The end of the report also includes some survey results, which reveal that while most people take cabs because they’re in a rush, a peculiar 4% do so because they “want some private time”! And at yesterday’s press conference announcing the report, TLC commissioner Matt Daus’s boast that taxis will “continue to improve for the next 100 years,” was met with derision by Jean Ryan of the Taxis for All wheelchair-accessibility campaign, who screamed “We can’t wait 100 more years!

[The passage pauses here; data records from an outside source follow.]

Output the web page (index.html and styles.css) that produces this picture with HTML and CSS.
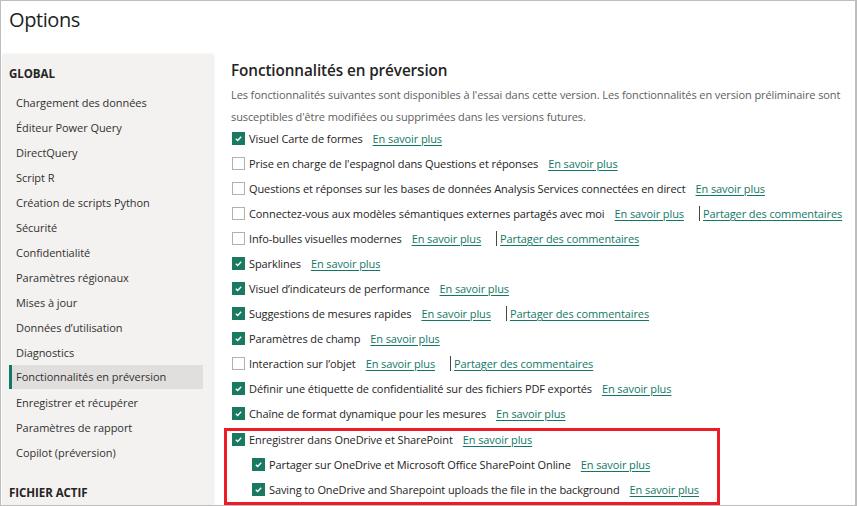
FILE: index.html
```html
<!DOCTYPE html>
<html lang="fr">
<head>
<meta charset="utf-8">
<title>Options</title>
<link rel="stylesheet" href="styles.css">
</head>
<body>
<div class="frame">
  <header class="title">Options</header>
  <div class="body">
    <nav class="side">
      <div class="sec">GLOBAL</div>
      <div class="item">Chargement des données</div>
      <div class="item">Éditeur Power Query</div>
      <div class="item">DirectQuery</div>
      <div class="item">Script R</div>
      <div class="item">Création de scripts Python</div>
      <div class="item">Sécurité</div>
      <div class="item">Confidentialité</div>
      <div class="item">Paramètres régionaux</div>
      <div class="item">Mises à jour</div>
      <div class="item">Données d’utilisation</div>
      <div class="item">Diagnostics</div>
      <div class="item sel">Fonctionnalités en préversion</div>
      <div class="item">Enregistrer et récupérer</div>
      <div class="item">Paramètres de rapport</div>
      <div class="item">Copilot (préversion)</div>
      <div class="sec sec2">FICHIER ACTIF</div>
    </nav>
    <main class="main">
      <h1 class="h">Fonctionnalités en préversion</h1>
      <p class="desc">Les fonctionnalités suivantes sont disponibles à l'essai dans cette version. Les fonctionnalités en version préliminaire sont susceptibles d'être modifiées ou supprimées dans les versions futures.</p>
      <div class="rows">
        <div class="row"><span class="cb on"><svg viewBox="0 0 13 13"><polyline points="3.3,6.8 5.5,8.9 9.7,4.4"/></svg></span><span class="lbl">Visuel Carte de formes</span><a class="lnk">En savoir plus</a></div>
        <div class="row"><span class="cb"></span><span class="lbl">Prise en charge de l'espagnol dans Questions et réponses</span><a class="lnk">En savoir plus</a></div>
        <div class="row"><span class="cb"></span><span class="lbl">Questions et réponses sur les bases de données Analysis Services connectées en direct</span><a class="lnk">En savoir plus</a></div>
        <div class="row"><span class="cb"></span><span class="lbl">Connectez-vous aux modèles sémantiques externes partagés avec moi</span><a class="lnk">En savoir plus</a><span class="sep"></span><a class="lnk2">Partager des commentaires</a></div>
        <div class="row"><span class="cb"></span><span class="lbl">Info-bulles visuelles modernes</span><a class="lnk">En savoir plus</a><span class="sep"></span><a class="lnk2">Partager des commentaires</a></div>
        <div class="row"><span class="cb on"><svg viewBox="0 0 13 13"><polyline points="3.3,6.8 5.5,8.9 9.7,4.4"/></svg></span><span class="lbl">Sparklines</span><a class="lnk">En savoir plus</a></div>
        <div class="row"><span class="cb on"><svg viewBox="0 0 13 13"><polyline points="3.3,6.8 5.5,8.9 9.7,4.4"/></svg></span><span class="lbl">Visuel d’indicateurs de performance</span><a class="lnk">En savoir plus</a></div>
        <div class="row"><span class="cb on"><svg viewBox="0 0 13 13"><polyline points="3.3,6.8 5.5,8.9 9.7,4.4"/></svg></span><span class="lbl">Suggestions de mesures rapides</span><a class="lnk">En savoir plus</a><span class="sep"></span><a class="lnk2">Partager des commentaires</a></div>
        <div class="row"><span class="cb on"><svg viewBox="0 0 13 13"><polyline points="3.3,6.8 5.5,8.9 9.7,4.4"/></svg></span><span class="lbl">Paramètres de champ</span><a class="lnk">En savoir plus</a></div>
        <div class="row"><span class="cb"></span><span class="lbl">Interaction sur l’objet</span><a class="lnk">En savoir plus</a><span class="sep"></span><a class="lnk2">Partager des commentaires</a></div>
        <div class="row"><span class="cb on"><svg viewBox="0 0 13 13"><polyline points="3.3,6.8 5.5,8.9 9.7,4.4"/></svg></span><span class="lbl">Définir une étiquette de confidentialité sur des fichiers PDF exportés</span><a class="lnk">En savoir plus</a></div>
        <div class="row"><span class="cb on"><svg viewBox="0 0 13 13"><polyline points="3.3,6.8 5.5,8.9 9.7,4.4"/></svg></span><span class="lbl">Chaîne de format dynamique pour les mesures</span><a class="lnk">En savoir plus</a></div>
        <div class="mark">
          <div class="row first"><span class="cb on"><svg viewBox="0 0 13 13"><polyline points="3.3,6.8 5.5,8.9 9.7,4.4"/></svg></span><span class="lbl">Enregistrer dans OneDrive et SharePoint</span><a class="lnk">En savoir plus</a></div>
          <div class="row sub"><span class="cb on"><svg viewBox="0 0 13 13"><polyline points="3.3,6.8 5.5,8.9 9.7,4.4"/></svg></span><span class="lbl">Partager sur OneDrive et Microsoft Office SharePoint Online</span><a class="lnk">En savoir plus</a></div>
          <div class="row sub"><span class="cb on"><svg viewBox="0 0 13 13"><polyline points="3.3,6.8 5.5,8.9 9.7,4.4"/></svg></span><span class="lbl">Saving to OneDrive and Sharepoint uploads the file in the background</span><a class="lnk">En savoir plus</a></div>
        </div>
      </div>
    </main>
  </div>
</div>
</body>
</html>
```

FILE: styles.css
```css
* { box-sizing: border-box; }
html, body { margin: 0; padding: 0; }
body {
  width: 857px;
  height: 506px;
  overflow: hidden;
  background: #fff;
  font-family: "Open Sans", "Noto Sans", sans-serif;
  color: #252423;
}
.frame {
  width: 857px;
  height: 506px;
  border: 1px solid #bdbdbd;
  border-right: 2px solid #bdbdbd;
  display: flex;
  flex-direction: column;
  overflow: hidden;
}
.title {
  height: 53px;
  padding: 4px 0 0 8px;
  font-size: 20px;
  letter-spacing: -0.4px;
  line-height: 30px;
  color: #201f1e;
}
.body {
  flex: 1;
  display: flex;
  min-height: 0;
}
.side {
  width: 211px;
  margin-left: 1px;
  background: #f3f2f1;
  padding-top: 7px;
  box-shadow: 1px 0 2px rgba(0,0,0,0.08);
  font-size: 11px;
  letter-spacing: -0.05px;
}
.sec {
  height: 25px;
  line-height: 25px;
  padding-left: 7px;
  font-weight: 700;
  font-size: 11.5px;
  color: #252423;
  margin-bottom: 4px;
}
.sec2 { margin-top: 15px; }
.item {
  height: 25px;
  line-height: 25px;
  margin: 0 10px 0 7px;
  padding-left: 7px;
  color: #323130;
  white-space: nowrap;
}
.item.sel {
  background: #e1dfdd;
  border-left: 3px solid #117865;
  padding-left: 4px;
  height: 24px;
  line-height: 24px;
  margin-bottom: 1px;
}
.main {
  flex: 1;
  padding: 4px 0 0 18px;
  min-width: 0;
}
.h {
  margin: 0;
  font-size: 15.3px;
  letter-spacing: -0.1px;
  font-weight: 600;
  line-height: 24px;
  color: #252423;
}
.desc {
  margin: 2px 0 -2px 0;
  font-size: 11px;
  letter-spacing: -0.1px;
  line-height: 22px;
  color: #605e5c;
  width: 620px;
}
.rows { display: flex; flex-direction: column; }
.row {
  height: 25px;
  display: flex;
  align-items: center;
  font-size: 11px;
  letter-spacing: -0.1px;
  white-space: nowrap;
  padding-left: 1px;
}
.cb {
  width: 13px;
  height: 13px;
  border: 1px solid #b3b0ad;
  background: #fff;
  margin-right: 4px;
  flex: none;
  display: flex;
}
.cb.on {
  background: #1a7a61;
  border-color: #1a7a61;
}
.cb svg {
  width: 11px;
  height: 11px;
  fill: none;
  stroke: #fff;
  stroke-width: 1.6;
}
.lbl { color: #252423; }
.lnk, .lnk2 {
  color: #117865;
  text-decoration: underline;
  text-underline-offset: 2px;
}
.lnk { margin-left: 10px; }
.sep {
  width: 1px;
  height: 15px;
  background: #484644;
  margin: 0 3px 0 15px;
}
.mark {
  margin: 2px 0 0 -7px;
  width: 496px;
  border: 3px solid #ee1c24;
  padding-left: 4px;
}
.mark .row.first { margin-top: -4px; }
.mark .row.sub { padding-left: 21px; }
```
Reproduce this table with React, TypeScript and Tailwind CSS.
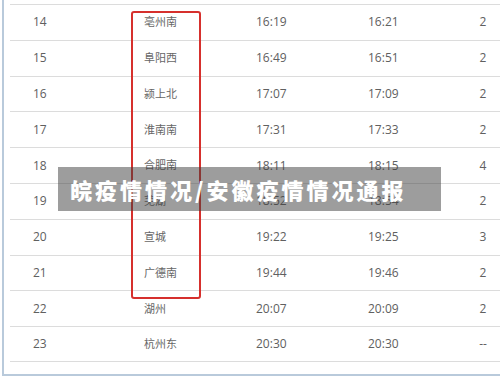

We can’t get a cab now!”

Peruse some slick graphics about New Yorkers' taxi proclivities and other fun facts that came to light during the study, after the jump. (Top photo of a demo “Standard” taxi by Michael DiVito on display last spring at the Javits Center.)

Here are just a few of the factoids the thorough Trust for Public Space report came up with:

  • 85 percent of taxi rides never leave Manhattan.

  • The average taxi ride is 3.7 miles in length and 13 minutes in duration.

  • Riders take more than 170 million taxi trips per year.

  • 52% of taxi riders are female.

  • 25% of taxi riders earn less than $25,000 a year, another 25% makes $150,000. The average taxi commuter’s salary is 85K.

  • Soon the TLC will be able to transmit messages like lost property alerts to all taxis using short messaging service devices.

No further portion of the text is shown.